June 8, 2026 salina city commission, city of salina,
Moody’s Affirms Salina’s Aa3 Rating, Citing Strong Tax Revenues and Regional Economy

Moody’s Ratings has affirmed the City of Salina’s Aa3 credit rating as the city moves forward with a new general obligation bond sale tied to infrastructure and capital projects.

City officials reported that Moody’s confirmed Salina’s rating on June 3, 2026. The rating came as part of the city’s process for offering general obligation bonds for public sale.

According to the city, the Moody’s report cited several strengths, including Salina’s continued position as the regional economic hub of north-central Kansas, conservative budgeting practices and strong tax revenues.

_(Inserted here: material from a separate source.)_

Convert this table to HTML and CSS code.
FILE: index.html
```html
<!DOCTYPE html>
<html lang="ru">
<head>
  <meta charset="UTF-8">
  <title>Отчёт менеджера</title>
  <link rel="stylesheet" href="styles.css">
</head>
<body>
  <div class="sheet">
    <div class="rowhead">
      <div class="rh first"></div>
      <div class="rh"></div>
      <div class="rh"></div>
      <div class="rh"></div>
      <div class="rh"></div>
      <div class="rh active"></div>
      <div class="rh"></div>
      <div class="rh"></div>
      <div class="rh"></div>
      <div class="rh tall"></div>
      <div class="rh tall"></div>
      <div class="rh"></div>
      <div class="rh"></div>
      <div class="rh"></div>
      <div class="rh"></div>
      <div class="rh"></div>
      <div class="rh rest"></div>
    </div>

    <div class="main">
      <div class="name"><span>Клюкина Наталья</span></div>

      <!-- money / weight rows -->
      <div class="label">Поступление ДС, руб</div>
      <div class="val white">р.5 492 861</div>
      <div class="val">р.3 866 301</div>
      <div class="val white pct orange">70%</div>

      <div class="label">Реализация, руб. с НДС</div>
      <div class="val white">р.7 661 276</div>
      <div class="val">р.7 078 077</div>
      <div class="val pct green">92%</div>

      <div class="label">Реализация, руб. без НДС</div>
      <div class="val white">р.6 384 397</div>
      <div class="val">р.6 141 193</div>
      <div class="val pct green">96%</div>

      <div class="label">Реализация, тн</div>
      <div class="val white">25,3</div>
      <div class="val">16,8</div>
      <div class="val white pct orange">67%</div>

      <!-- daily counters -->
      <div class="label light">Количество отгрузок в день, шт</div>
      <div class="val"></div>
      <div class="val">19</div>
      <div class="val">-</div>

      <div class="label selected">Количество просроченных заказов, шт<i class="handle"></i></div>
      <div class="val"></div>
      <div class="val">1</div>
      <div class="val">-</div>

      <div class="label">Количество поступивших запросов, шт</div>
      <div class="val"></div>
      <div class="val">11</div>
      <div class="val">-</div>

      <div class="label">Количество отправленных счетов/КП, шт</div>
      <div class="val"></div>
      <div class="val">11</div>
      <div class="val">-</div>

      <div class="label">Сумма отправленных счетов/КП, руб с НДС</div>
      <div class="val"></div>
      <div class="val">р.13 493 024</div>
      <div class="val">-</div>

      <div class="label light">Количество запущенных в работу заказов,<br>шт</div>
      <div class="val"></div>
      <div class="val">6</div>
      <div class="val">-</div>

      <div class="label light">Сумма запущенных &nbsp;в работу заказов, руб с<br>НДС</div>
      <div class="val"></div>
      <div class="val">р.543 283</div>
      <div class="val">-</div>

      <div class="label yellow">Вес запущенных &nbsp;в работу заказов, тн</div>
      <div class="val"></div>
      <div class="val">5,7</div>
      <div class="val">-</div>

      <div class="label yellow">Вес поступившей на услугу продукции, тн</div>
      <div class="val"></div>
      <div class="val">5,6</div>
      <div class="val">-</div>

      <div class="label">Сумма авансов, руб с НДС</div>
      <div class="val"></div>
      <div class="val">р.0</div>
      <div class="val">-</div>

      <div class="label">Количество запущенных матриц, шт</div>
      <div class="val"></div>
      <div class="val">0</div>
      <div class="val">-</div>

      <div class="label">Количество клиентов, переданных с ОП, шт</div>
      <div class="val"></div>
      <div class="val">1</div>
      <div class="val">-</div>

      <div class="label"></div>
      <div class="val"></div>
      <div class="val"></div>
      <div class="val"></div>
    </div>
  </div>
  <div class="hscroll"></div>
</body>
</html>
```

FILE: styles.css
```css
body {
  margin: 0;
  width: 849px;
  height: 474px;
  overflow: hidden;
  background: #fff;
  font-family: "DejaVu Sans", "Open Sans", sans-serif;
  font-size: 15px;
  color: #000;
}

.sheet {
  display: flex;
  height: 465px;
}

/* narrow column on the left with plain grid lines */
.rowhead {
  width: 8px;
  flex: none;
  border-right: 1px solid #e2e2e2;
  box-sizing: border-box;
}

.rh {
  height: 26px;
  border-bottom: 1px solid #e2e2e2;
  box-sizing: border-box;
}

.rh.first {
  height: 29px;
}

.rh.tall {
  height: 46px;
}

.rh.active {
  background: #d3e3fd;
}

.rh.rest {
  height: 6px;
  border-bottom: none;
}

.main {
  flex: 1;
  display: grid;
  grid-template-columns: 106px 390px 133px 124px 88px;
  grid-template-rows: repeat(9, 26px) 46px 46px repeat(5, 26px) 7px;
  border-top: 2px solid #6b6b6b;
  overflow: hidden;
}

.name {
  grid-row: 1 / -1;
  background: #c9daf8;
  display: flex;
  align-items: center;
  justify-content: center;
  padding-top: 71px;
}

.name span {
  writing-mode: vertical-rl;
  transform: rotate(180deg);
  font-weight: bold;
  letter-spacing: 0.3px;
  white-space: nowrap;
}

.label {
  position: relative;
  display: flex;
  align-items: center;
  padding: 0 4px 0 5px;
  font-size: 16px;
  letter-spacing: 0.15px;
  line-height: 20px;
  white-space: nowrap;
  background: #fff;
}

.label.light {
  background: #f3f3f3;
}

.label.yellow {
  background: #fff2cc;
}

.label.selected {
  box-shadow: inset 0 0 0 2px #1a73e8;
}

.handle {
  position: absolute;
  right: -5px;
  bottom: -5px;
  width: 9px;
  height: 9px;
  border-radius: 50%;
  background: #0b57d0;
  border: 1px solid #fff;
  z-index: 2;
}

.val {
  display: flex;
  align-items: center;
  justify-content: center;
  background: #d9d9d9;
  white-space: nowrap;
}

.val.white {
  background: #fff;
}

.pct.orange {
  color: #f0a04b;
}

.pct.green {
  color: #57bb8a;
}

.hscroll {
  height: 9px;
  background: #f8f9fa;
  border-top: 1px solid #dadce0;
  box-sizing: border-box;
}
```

The report also noted that positive economic growth, along with significant improvement in resident income and full value per capita, could lead to a future rating upgrade.

The bond sale follows City Commission action on May 11 authorizing the city to offer general obligation bonds for public sale.

The projects being financed include six benefit district projects. One involves road work connected to the new Amazon facility. Five others involve residential subdivision projects. The bond package also includes financing related to the new fire station.

During the bond sale process, city representatives said due diligence work was completed to make sure investors were aware of relevant information about the city. Disclosure documents, offering documents, the preliminary official statement and bidding documents were finalized and distributed before the sale.

Bids for the bonds were received at 11 a.m. on the day of the commission meeting. Six bids were submitted. The lowest true interest cost came from FHN Financial Capital Markets, based in Memphis, at 3.863334%.

City representatives said the bid was verified as mathematically correct, met the required bidding parameters and included the required 2% good-faith deposit.

The bond issue was later resized from the earlier figure of $12.66 million to $12.595 million. Officials said the adjustment was made because bidders offered a premium, allowing the city to receive the net amount of money needed while issuing a slightly lower principal amount.

The interest cost was described as slightly better than last year’s bond sale, though not as low as some prior years. Officials said the number of bids received showed there was active interest from buyers in the city’s bonds.

The Aa3 rating is one factor investors use when evaluating the city’s debt. For local governments, credit ratings can affect borrowing costs by signaling how rating agencies view an issuer’s financial condition and ability to repay debt.

No public comment was made during that portion of the discussion.